= THE TASK =
All lines below must be repeated exactly, with the pictures omitted.

= MATERIAL =
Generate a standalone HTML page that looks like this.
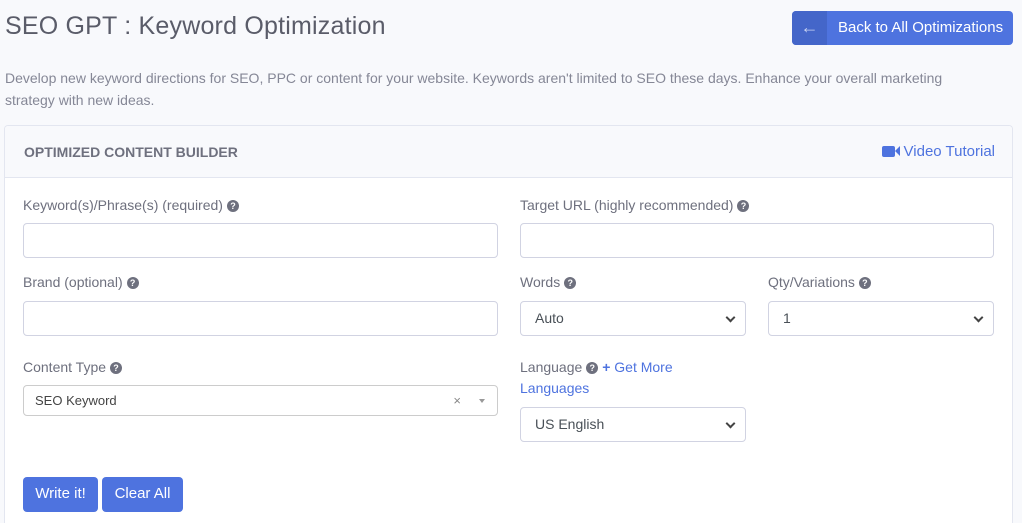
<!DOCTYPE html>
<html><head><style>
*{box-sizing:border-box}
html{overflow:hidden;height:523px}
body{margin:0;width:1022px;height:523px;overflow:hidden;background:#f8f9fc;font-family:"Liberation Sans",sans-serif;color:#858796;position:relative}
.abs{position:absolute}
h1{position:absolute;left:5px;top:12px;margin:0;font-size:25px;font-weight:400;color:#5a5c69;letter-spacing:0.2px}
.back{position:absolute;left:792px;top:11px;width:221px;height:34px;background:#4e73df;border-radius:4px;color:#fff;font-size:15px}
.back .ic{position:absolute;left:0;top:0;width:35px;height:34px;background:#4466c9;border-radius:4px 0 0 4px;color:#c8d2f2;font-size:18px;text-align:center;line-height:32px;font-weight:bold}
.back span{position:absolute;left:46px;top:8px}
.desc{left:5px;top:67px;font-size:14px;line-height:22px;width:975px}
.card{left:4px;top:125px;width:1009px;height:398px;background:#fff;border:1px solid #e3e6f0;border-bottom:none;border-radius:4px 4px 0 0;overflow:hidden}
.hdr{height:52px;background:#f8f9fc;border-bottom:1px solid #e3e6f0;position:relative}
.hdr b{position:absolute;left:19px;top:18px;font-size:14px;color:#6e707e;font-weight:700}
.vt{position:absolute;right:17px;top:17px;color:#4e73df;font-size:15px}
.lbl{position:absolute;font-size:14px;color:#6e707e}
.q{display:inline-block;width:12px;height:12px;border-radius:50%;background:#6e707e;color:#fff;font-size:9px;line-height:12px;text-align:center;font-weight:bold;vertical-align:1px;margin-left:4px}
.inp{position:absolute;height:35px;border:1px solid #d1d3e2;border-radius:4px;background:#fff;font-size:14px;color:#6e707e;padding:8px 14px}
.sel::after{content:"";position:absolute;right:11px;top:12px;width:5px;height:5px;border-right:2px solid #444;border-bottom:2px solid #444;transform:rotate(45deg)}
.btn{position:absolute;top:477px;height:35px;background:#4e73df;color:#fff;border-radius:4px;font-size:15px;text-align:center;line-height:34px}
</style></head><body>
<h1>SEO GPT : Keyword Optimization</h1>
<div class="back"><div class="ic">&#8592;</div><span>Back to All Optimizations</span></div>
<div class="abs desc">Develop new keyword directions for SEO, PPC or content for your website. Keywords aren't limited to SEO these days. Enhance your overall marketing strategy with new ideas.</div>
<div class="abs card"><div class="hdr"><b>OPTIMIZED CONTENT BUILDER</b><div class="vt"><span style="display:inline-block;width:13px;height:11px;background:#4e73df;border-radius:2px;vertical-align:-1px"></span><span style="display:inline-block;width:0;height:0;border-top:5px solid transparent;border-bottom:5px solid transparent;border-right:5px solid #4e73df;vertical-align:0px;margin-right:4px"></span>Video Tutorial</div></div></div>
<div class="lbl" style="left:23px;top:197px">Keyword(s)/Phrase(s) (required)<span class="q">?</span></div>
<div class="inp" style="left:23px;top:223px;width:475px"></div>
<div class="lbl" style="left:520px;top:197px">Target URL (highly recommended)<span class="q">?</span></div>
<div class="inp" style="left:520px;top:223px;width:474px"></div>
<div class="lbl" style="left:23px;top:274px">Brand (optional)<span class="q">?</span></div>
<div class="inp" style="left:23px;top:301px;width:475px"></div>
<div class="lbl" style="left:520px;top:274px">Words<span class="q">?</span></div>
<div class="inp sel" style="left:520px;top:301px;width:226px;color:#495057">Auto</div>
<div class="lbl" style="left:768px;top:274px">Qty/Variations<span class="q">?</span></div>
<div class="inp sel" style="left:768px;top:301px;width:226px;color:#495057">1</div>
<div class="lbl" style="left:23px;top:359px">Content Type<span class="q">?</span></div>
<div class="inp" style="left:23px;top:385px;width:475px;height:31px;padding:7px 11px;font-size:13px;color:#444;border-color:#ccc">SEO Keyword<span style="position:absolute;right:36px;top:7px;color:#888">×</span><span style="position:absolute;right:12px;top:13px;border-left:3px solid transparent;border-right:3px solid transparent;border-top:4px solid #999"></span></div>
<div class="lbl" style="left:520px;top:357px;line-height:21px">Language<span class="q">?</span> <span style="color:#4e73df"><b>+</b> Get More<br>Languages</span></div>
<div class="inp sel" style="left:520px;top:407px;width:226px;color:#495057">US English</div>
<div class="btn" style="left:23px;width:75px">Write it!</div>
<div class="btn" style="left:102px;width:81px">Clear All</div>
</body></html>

= WRITTEN SOLUTION =
Generate a standalone HTML page that looks like this.
<!DOCTYPE html>
<html><head><style>
*{box-sizing:border-box}
html{overflow:hidden;height:523px}
body{margin:0;width:1022px;height:523px;overflow:hidden;background:#f8f9fc;font-family:"Liberation Sans",sans-serif;color:#858796;position:relative}
.abs{position:absolute}
h1{position:absolute;left:5px;top:12px;margin:0;font-size:25px;font-weight:400;color:#5a5c69;letter-spacing:0.2px}
.back{position:absolute;left:792px;top:11px;width:221px;height:34px;background:#4e73df;border-radius:4px;color:#fff;font-size:15px}
.back .ic{position:absolute;left:0;top:0;width:35px;height:34px;background:#4466c9;border-radius:4px 0 0 4px;color:#c8d2f2;font-size:18px;text-align:center;line-height:32px;font-weight:bold}
.back span{position:absolute;left:46px;top:8px}
.desc{left:5px;top:67px;font-size:14px;line-height:22px;width:975px}
.card{left:4px;top:125px;width:1009px;height:398px;background:#fff;border:1px solid #e3e6f0;border-bottom:none;border-radius:4px 4px 0 0;overflow:hidden}
.hdr{height:52px;background:#f8f9fc;border-bottom:1px solid #e3e6f0;position:relative}
.hdr b{position:absolute;left:19px;top:18px;font-size:14px;color:#6e707e;font-weight:700}
.vt{position:absolute;right:17px;top:17px;color:#4e73df;font-size:15px}
.lbl{position:absolute;font-size:14px;color:#6e707e}
.q{display:inline-block;width:12px;height:12px;border-radius:50%;background:#6e707e;color:#fff;font-size:9px;line-height:12px;text-align:center;font-weight:bold;vertical-align:1px;margin-left:4px}
.inp{position:absolute;height:35px;border:1px solid #d1d3e2;border-radius:4px;background:#fff;font-size:14px;color:#6e707e;padding:8px 14px}
.sel::after{content:"";position:absolute;right:11px;top:12px;width:5px;height:5px;border-right:2px solid #444;border-bottom:2px solid #444;transform:rotate(45deg)}
.btn{position:absolute;top:477px;height:35px;background:#4e73df;color:#fff;border-radius:4px;font-size:15px;text-align:center;line-height:34px}
</style></head><body>
<h1>SEO GPT : Keyword Optimization</h1>
<div class="back"><div class="ic">&#8592;</div><span>Back to All Optimizations</span></div>
<div class="abs desc">Develop new keyword directions for SEO, PPC or content for your website. Keywords aren't limited to SEO these days. Enhance your overall marketing strategy with new ideas.</div>
<div class="abs card"><div class="hdr"><b>OPTIMIZED CONTENT BUILDER</b><div class="vt"><span style="display:inline-block;width:13px;height:11px;background:#4e73df;border-radius:2px;vertical-align:-1px"></span><span style="display:inline-block;width:0;height:0;border-top:5px solid transparent;border-bottom:5px solid transparent;border-right:5px solid #4e73df;vertical-align:0px;margin-right:4px"></span>Video Tutorial</div></div></div>
<div class="lbl" style="left:23px;top:197px">Keyword(s)/Phrase(s) (required)<span class="q">?</span></div>
<div class="inp" style="left:23px;top:223px;width:475px"></div>
<div class="lbl" style="left:520px;top:197px">Target URL (highly recommended)<span class="q">?</span></div>
<div class="inp" style="left:520px;top:223px;width:474px"></div>
<div class="lbl" style="left:23px;top:274px">Brand (optional)<span class="q">?</span></div>
<div class="inp" style="left:23px;top:301px;width:475px"></div>
<div class="lbl" style="left:520px;top:274px">Words<span class="q">?</span></div>
<div class="inp sel" style="left:520px;top:301px;width:226px;color:#495057">Auto</div>
<div class="lbl" style="left:768px;top:274px">Qty/Variations<span class="q">?</span></div>
<div class="inp sel" style="left:768px;top:301px;width:226px;color:#495057">1</div>
<div class="lbl" style="left:23px;top:359px">Content Type<span class="q">?</span></div>
<div class="inp" style="left:23px;top:385px;width:475px;height:31px;padding:7px 11px;font-size:13px;color:#444;border-color:#ccc">SEO Keyword<span style="position:absolute;right:36px;top:7px;color:#888">×</span><span style="position:absolute;right:12px;top:13px;border-left:3px solid transparent;border-right:3px solid transparent;border-top:4px solid #999"></span></div>
<div class="lbl" style="left:520px;top:357px;line-height:21px">Language<span class="q">?</span> <span style="color:#4e73df"><b>+</b> Get More<br>Languages</span></div>
<div class="inp sel" style="left:520px;top:407px;width:226px;color:#495057">US English</div>
<div class="btn" style="left:23px;width:75px">Write it!</div>
<div class="btn" style="left:102px;width:81px">Clear All</div>
</body></html>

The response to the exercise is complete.